Their most recent debut, PB Steak, opened in January in the Sunset Harbour space previously occupied by Georgia's Union, Morgan's Restaurant, and, before that, Joe Allen. The steak house rounds out what is now the boys' dining cluster in South Beach. It's within just a block or two of Barceloneta, Pubbelly (the first brand bearer), and Pubbelly Sushi.

Mendín, who was the executive chef at Pubbelly, runs the kitchen here. The concept is the same as at the other joints: small plates, fusion cuisine, and ingredient-centered fare. But like all triumphant steak houses, PB Steak offers more than slabs of dry-aged meat, baked potatoes, and mac 'n' cheese. It also proffers well-executed seafood dishes and pristine selections from a raw bar. The divergent options make for an enjoyable dinner that balances the decadence of a 26-ounce porterhouse with the vibrancy of a Kumamoto oyster.

The bill of fare also comprises tiny sandwiches and small bites. They include a mini lobster roll that pairs potato bread, slathered in clarified butter, with a chilled lobster salad. The salad features chunks of Maine lobster meat doused in brilliant bursts of citrus from yuzu juice and lemon zest. There's also a yellowtail ceviche taco that comes piled high with fresh fish, avocado, shredded bib lettuce, and julienned radishes.

Among all of PB Steak's inventions between bread, though, the most superb is the steak tartare slider. Raw sirloin and tenderloin meat is finely minced, drizzled in black truffle oil, and mixed with parsley and Parmesan cream. The tartare is placed in a soft potato roll that is smothered in house-made green mustard containing capers and chives. It is finished with thin strips of fried potatoes. In PB Steak's sliders, hamburger meets tartare meets steak frites. They are an excellent marriage of all three.

The steak house's French onion soup dumplings are even better than the sliders. Similar to the fabled dish at New York's Stanton Social, the dumplings, filled with braised short rib, are served in a traditional cast-iron escargot pan with six dimples. A rich liquid, flavored with caramelized onions, soy sauce, and red wine, surrounds the dumplings. Melted, bubbling Gruyère cheese crowns the platter, and tiny golden croutons are sprinkled on top.

Mendín is equally skilled at lavishness and fresh simplicity. In his Florida heirloom tomato salad, an ivory sphere of domestic burrata cheese is dusted with auburn flecks of dry miso. The cheese surrounds segments of scarlet tomatoes, as well as thick cubes of pink watermelon and emerald Thai basil leaves. It is dressed in a wonderful vinaigrette made with shallots and basil amazu, a Japanese-style sweet-and-sour sauce that blends white soy, mirin, rice wine vinegar, and basil-infused lemon juice. At lunch, there is a simple butter lettuce salad with radishes and green beans. The greens are tossed in a bland, aioli-based dressing. Its creamy consistency lacks the vibrancy of Mendín's other dishes.

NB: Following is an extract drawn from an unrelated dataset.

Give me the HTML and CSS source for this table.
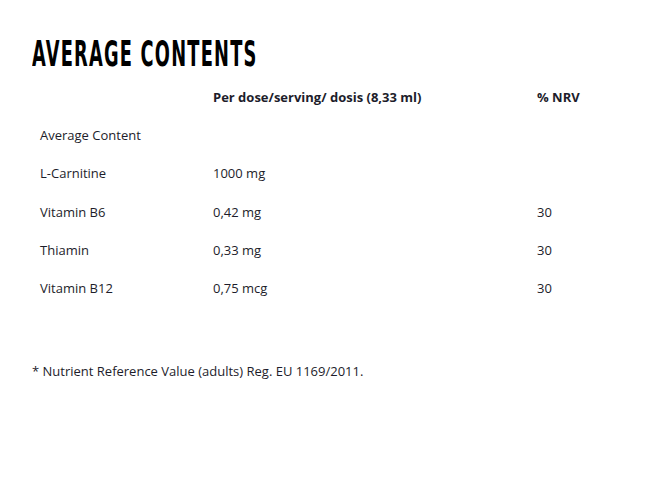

It's likely those who venture into PB Steak are looking for steak. The restaurant encourages sharing. (And by no means should an individual down a 20-ounce cowgirl steak in one sitting, anyway.) Meats are sourced from Halpern's 1855 Black Angus cuts, which are prized for their marbling and 21-day-minimum dry-aging process. PB Steak offers filet mignon, strip loin, Kansas City steak, porterhouses, cowgirl steaks, skirt steaks, and butcher steaks. Dry-aged rib eye for $3 an ounce is also available at times.

Steaks are first charred on a gas grill, which burns and blazes with hickory wood. They are finished in the broiler, heated to about 1,200 degrees. The resulting flesh features a coal-black crust and succulent interior. On one visit, the rib eye — paired with an excessively dense, bland shiso béarnaise — lacked seasoning. On another evening, the butcher steak — coupled with an earthy, potent black truffle soy sauce — oozed with meat juices and the delectable scarlet remnants of blood. That butcher cut, the most affordable steak on the menu, was impeccable.

For dessert, there is chocolate soufflé, apple pie, and an item oddly named texture de fruit. Twenty-one-year-old pastry chef Maria Orantes — who worked under Michelle Bernstein at Michy's and Crumb on Parchment — pipes a raspberry sponge onto a platter and studs the foam-like fuchsia mass with fresh berries, spun sugar, and lychee sorbet. But the dish emits a crackling sound as it approaches the table. The popping grows louder in the mouth. Nostalgia glides in; Orantes finished the dessert with a childhood classic: Pop Rocks. Much like the Pubbelly restaurants, this treat is not only a good time but also a well-constructed triumph.

Three bacon boys run six restaurants. What sets their brand apart, though, is that all six locations could also easily succeed on their own.